Interstratification-assembled 2D black phosphorene and V2CTx MXene as superior anodes for boosting potassium-ion storage

Abstract

Although potassium-ion batteries have been widely studied because of their low cost and high theoretical capacity, the origin of the poor potassium-ion storage kinetics and low structural stability still remains elusive mainly due to the large size of K⁺ (0.138 nm). Herein, we report an interstratification-assembly strategy via van der Waals interactions to design a novel BPE@V₂CT_x hybrid anode, wherein black phosphorene (BPE) and V₂CT_x MXene are derived from their individual 2D nanosheets. The coupled BPE@V₂CT_x hybrid anode with a 2D stacked interstratification structure and large specific surface area could efficiently take advantage of BPE and V₂CT_x nanosheets and create more active sites. This interstratification hybrid electrode not only provides an enlarged interlayer spacing and a three-dimensional interconnected conductive network to accelerate the K⁺ transport rates, but also has good tolerance to volume changes caused by phase transformations during the fast potassiation/depotassiation process.
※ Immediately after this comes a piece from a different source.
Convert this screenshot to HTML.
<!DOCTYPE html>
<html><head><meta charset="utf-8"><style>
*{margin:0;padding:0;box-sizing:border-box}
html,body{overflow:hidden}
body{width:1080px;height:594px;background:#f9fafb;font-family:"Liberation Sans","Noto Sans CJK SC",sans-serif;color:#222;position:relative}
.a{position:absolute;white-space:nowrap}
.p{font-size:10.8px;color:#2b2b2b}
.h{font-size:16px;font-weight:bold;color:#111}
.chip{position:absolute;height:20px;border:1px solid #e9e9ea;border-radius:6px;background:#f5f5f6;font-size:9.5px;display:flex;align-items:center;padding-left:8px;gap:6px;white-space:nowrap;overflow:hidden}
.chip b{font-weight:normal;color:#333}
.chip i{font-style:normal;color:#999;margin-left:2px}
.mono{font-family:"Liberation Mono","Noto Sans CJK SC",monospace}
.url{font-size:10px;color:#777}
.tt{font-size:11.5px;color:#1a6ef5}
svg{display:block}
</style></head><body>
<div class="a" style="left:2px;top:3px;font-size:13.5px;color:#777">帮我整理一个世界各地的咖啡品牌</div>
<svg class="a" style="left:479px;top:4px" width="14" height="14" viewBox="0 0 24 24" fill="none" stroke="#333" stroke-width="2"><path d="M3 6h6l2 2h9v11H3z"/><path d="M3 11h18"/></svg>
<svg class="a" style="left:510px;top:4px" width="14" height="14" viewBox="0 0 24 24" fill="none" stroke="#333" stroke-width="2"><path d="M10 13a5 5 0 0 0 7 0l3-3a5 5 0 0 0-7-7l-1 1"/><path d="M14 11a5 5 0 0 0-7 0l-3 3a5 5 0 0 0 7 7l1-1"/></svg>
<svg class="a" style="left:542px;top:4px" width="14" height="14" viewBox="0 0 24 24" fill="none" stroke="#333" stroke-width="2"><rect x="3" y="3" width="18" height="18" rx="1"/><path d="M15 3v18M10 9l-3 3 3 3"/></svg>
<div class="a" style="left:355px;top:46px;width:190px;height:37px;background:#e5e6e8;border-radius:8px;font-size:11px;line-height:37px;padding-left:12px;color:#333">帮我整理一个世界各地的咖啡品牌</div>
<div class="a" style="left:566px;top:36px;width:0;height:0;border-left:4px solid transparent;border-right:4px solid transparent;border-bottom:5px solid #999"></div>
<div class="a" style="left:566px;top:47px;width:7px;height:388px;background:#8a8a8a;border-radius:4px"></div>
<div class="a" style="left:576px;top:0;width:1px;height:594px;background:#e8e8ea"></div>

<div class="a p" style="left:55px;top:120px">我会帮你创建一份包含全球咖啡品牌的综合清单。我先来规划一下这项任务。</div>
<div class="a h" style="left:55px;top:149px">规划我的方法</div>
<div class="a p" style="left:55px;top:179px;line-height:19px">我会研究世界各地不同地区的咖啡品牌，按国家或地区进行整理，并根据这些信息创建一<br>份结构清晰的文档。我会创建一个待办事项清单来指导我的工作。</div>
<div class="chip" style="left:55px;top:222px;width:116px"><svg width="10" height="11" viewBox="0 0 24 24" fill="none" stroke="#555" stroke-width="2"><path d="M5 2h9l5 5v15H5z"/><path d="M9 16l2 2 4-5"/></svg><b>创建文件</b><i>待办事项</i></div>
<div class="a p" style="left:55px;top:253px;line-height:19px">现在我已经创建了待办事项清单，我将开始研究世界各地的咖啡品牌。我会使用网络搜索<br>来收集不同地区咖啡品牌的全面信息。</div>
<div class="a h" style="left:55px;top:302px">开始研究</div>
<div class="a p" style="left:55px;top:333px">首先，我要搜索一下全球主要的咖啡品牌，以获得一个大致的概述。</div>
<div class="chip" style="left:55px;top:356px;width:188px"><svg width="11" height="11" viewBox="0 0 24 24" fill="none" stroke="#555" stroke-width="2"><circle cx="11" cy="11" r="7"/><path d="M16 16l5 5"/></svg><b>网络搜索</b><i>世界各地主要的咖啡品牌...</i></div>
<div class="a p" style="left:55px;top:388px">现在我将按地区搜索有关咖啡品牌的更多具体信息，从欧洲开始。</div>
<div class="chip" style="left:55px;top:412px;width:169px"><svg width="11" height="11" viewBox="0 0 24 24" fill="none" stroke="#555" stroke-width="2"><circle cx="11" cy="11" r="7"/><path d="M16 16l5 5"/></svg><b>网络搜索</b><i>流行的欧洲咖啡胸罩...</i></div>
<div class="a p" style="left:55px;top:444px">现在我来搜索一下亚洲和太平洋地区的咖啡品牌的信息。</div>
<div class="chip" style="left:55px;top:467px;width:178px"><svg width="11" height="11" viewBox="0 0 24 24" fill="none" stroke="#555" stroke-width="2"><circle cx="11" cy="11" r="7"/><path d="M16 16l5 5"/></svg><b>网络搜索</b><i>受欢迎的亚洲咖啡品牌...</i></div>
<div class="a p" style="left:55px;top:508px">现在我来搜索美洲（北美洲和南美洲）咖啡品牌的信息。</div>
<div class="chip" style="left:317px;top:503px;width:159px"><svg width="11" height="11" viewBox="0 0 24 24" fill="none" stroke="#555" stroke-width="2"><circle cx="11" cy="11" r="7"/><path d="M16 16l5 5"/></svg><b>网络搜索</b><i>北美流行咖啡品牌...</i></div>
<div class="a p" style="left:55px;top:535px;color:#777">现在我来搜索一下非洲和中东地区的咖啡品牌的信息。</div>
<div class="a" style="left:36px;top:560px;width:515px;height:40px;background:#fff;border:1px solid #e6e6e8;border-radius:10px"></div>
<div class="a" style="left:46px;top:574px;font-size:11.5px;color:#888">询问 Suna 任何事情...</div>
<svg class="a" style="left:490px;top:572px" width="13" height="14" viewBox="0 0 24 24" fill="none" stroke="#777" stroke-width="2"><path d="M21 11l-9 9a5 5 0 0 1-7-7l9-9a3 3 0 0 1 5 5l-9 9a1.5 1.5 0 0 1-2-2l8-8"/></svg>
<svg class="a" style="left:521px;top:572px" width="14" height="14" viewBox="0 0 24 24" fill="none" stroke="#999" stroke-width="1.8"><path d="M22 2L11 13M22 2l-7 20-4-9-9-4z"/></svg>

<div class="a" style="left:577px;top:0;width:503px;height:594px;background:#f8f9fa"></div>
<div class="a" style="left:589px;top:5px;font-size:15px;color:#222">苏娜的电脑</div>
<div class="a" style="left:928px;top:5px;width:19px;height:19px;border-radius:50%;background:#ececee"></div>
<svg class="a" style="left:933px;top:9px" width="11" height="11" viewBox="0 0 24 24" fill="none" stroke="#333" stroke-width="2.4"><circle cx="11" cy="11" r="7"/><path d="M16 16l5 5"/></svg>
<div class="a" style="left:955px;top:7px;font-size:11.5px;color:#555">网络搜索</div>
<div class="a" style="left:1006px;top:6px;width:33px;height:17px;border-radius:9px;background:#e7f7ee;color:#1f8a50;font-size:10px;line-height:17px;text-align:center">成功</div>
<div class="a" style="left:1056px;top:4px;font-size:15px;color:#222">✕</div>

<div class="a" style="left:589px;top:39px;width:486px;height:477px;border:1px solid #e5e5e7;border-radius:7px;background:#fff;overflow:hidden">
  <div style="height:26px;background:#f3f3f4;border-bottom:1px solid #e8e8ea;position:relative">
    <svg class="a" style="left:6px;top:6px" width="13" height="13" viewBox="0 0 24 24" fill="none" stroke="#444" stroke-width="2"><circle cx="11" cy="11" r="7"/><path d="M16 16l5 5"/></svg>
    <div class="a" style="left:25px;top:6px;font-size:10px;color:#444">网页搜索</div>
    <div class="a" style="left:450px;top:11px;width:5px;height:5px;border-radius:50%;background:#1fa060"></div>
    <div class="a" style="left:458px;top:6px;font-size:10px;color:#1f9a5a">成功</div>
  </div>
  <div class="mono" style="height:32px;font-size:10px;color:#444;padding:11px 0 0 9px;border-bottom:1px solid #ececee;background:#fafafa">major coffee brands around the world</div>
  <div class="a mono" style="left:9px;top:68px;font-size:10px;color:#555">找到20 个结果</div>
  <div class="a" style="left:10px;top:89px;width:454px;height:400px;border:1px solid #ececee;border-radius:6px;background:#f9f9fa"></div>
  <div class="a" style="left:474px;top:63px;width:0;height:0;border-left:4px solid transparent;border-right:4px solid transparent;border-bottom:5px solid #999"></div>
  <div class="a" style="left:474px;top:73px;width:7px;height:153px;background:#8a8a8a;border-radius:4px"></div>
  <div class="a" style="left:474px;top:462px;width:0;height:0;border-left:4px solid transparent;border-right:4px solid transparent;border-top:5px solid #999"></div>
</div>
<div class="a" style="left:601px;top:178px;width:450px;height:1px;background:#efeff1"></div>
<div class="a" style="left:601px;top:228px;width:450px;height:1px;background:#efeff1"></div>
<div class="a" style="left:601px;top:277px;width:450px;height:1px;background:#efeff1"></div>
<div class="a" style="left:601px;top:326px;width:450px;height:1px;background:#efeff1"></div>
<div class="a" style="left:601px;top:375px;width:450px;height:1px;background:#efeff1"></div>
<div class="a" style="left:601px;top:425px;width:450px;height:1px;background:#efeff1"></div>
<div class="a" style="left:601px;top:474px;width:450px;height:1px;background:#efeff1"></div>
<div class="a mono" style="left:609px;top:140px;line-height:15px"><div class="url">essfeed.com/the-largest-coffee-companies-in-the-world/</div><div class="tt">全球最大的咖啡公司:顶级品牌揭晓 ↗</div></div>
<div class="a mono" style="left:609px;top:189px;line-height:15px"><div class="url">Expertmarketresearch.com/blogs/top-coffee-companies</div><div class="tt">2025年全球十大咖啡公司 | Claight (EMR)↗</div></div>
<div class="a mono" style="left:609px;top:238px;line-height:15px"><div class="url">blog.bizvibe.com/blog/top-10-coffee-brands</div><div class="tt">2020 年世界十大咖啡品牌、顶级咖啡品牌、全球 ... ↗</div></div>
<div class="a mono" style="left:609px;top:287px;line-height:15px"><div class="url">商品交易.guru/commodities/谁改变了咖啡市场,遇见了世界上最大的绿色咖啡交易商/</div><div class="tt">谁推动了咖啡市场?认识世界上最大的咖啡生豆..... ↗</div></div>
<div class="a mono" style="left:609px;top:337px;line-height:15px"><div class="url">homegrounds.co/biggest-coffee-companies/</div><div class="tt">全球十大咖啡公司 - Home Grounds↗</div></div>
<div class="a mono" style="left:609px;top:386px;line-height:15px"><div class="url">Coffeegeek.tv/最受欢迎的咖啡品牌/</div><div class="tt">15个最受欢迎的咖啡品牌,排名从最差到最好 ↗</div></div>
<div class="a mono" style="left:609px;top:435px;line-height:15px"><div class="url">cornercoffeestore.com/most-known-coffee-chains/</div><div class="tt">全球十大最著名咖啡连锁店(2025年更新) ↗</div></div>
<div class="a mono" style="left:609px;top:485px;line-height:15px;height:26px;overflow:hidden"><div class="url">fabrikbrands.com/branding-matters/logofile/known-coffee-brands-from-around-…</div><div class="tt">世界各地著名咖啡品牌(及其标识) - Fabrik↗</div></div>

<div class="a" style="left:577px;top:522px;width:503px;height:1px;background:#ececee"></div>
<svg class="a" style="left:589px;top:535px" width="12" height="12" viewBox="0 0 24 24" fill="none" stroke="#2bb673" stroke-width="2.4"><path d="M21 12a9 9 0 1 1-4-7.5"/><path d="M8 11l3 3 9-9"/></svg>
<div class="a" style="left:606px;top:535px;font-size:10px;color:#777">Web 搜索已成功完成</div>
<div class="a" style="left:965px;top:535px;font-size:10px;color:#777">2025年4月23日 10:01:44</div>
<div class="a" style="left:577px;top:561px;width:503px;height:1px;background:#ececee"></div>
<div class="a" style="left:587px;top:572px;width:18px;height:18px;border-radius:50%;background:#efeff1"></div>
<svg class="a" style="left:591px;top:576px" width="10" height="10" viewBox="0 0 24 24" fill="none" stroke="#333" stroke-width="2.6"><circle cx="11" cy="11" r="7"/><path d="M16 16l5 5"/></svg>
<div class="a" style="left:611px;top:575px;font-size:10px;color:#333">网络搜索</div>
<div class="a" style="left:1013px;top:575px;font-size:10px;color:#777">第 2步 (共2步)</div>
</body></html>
DFT calculations further confirm that potassium affinities and diffusion kinetics are significantly enhanced in the BPE@V₂CT_x hybrid anode, particularly in BPE@V₂CF₂. As a result, the hybrid anode possesses a remarkable synergetic effect and achieves a high reversible capacity of 593.6 mA h g⁻¹ at 0.1 A g⁻¹ and excellent cycling stability of 485/261 mA h g⁻¹ with 91/86% capacity retention after 3000 cycles at 0.2/2.0 A g⁻¹. This work opens a new way for the application of self-assembled hybrid electrodes in energy storage, electrocatalysis and sensors.